Forrester bests Jupiter at making money, making mistakes
My esteemed colleague Owen Thomas worries that analyst firm Forrester Research, by buying its longtime rival JupiterResearch, has reduced the number of alternative opinions that will be floated in the media on any given topic. But by bringing Jupiter analysts including blogger favorite Michael Gartenberg aboard, Forrester will actually lessen the number of wrong opinions treated as near-fact by the mainstream media. I could spend a couple of days correlating Forrester vs. Jupiter on a spread of topics over the past decade. But screw it, I'm a journalist — two's a trend.
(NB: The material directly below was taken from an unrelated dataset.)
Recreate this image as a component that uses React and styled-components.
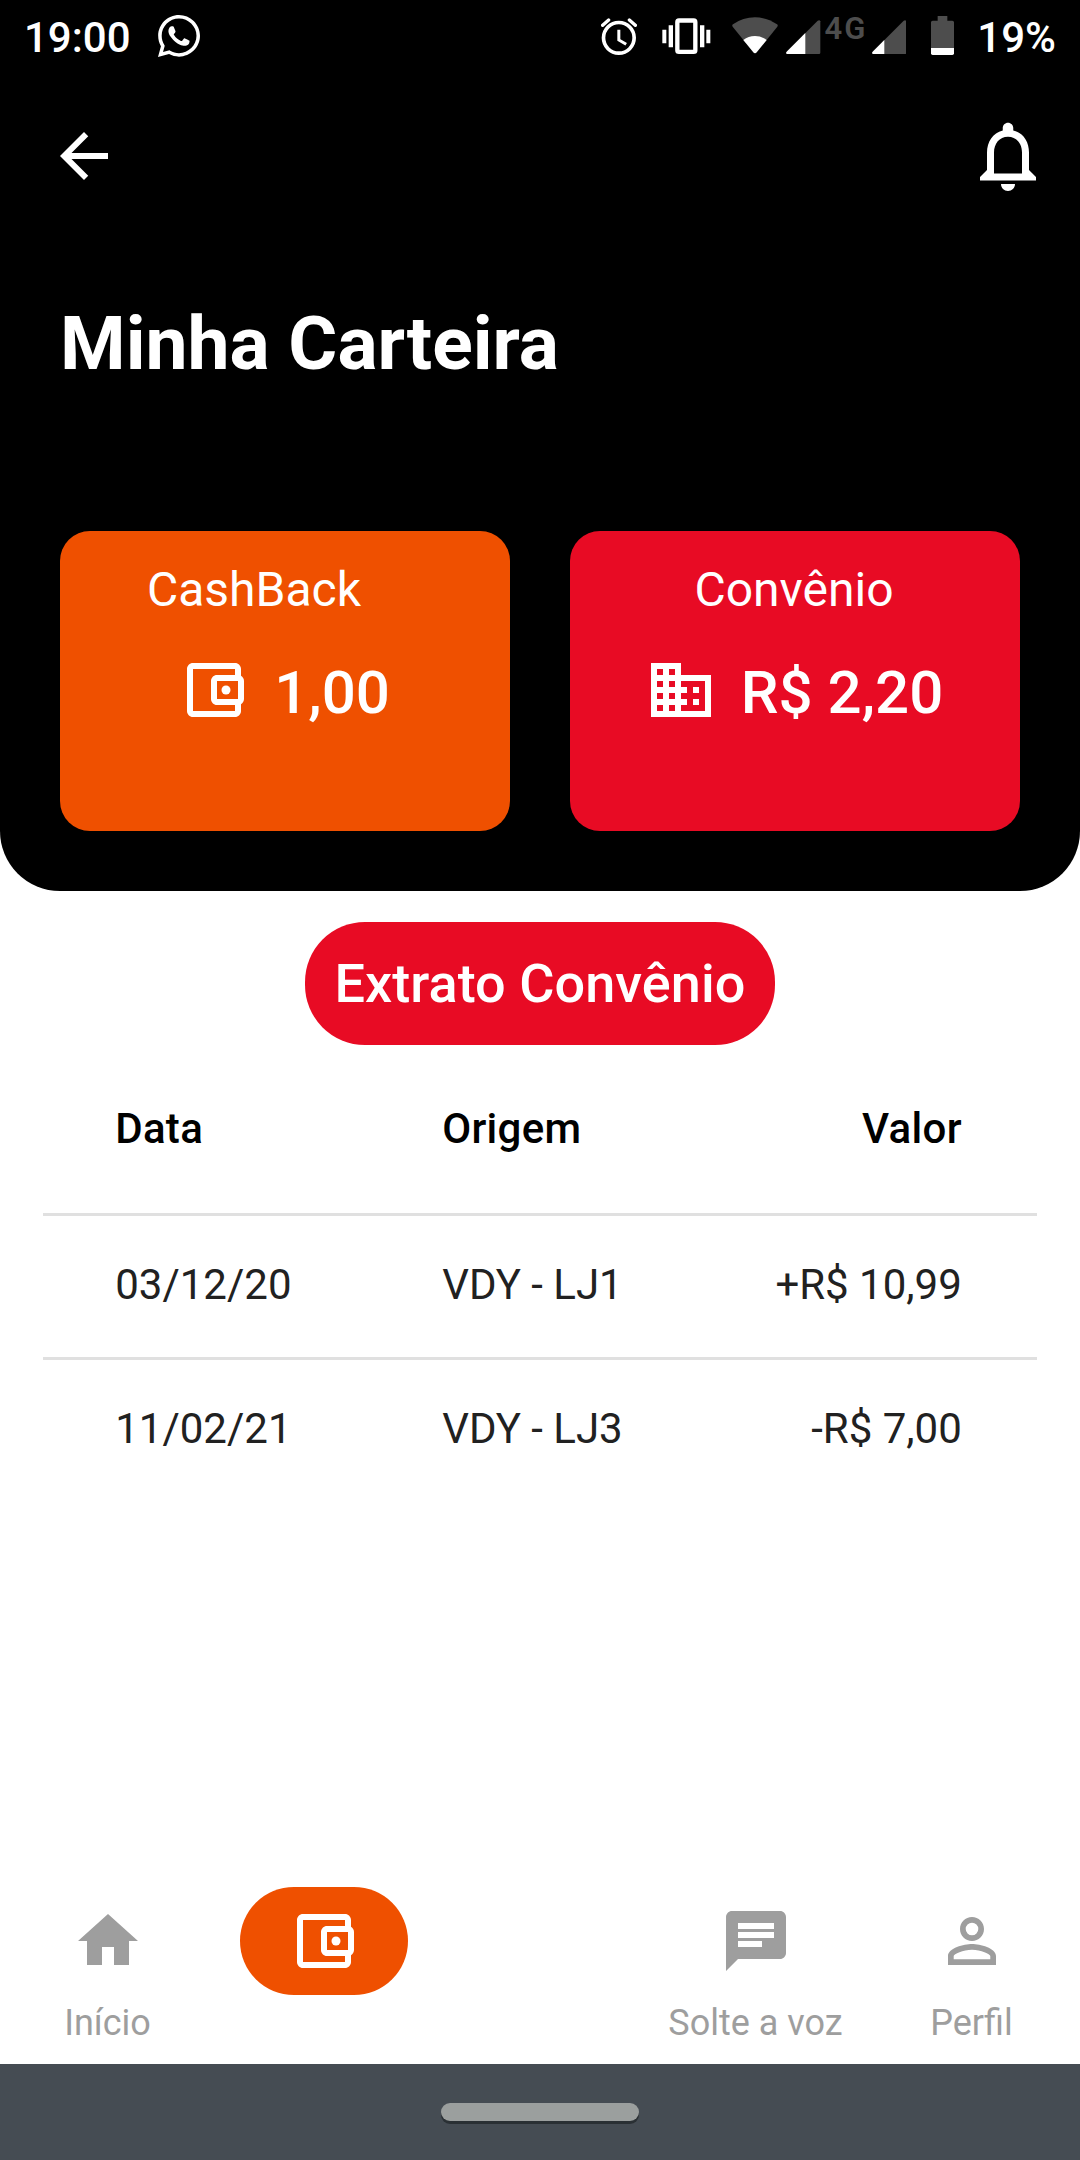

Here are Forrester's two biggest misses I never forgot:
1998: Businesses will maintain separate networks for voice, video and data.
- ''What we try to do is demystify hype,'' Forrester's Maribel Lopez told the New York Times. ''The buzz, a lot of it has to do with data guys looking to sell the next router upgrade.''
- Jupiter's Abhi Chaki disagreed, correctly calling the convergence of phone and video networks onto the Internet "an inescapable reality."
2008: Businesses will not support the iPhone for a long time.
- "The features that make it a consumer success don’t necessarily translate to the enterprise," wrote Forrester analysts Benjamin Gray and Robert Whiteley. "IT can’t be expected to support each and every operating system their employees have brought into the company."
- Jupiter's Gartenberg spotted the Achille's heel in Forrester's argument: If the CEO, rather than the IT guy, brings one to work, "it becomes a de facto enterprise business tool."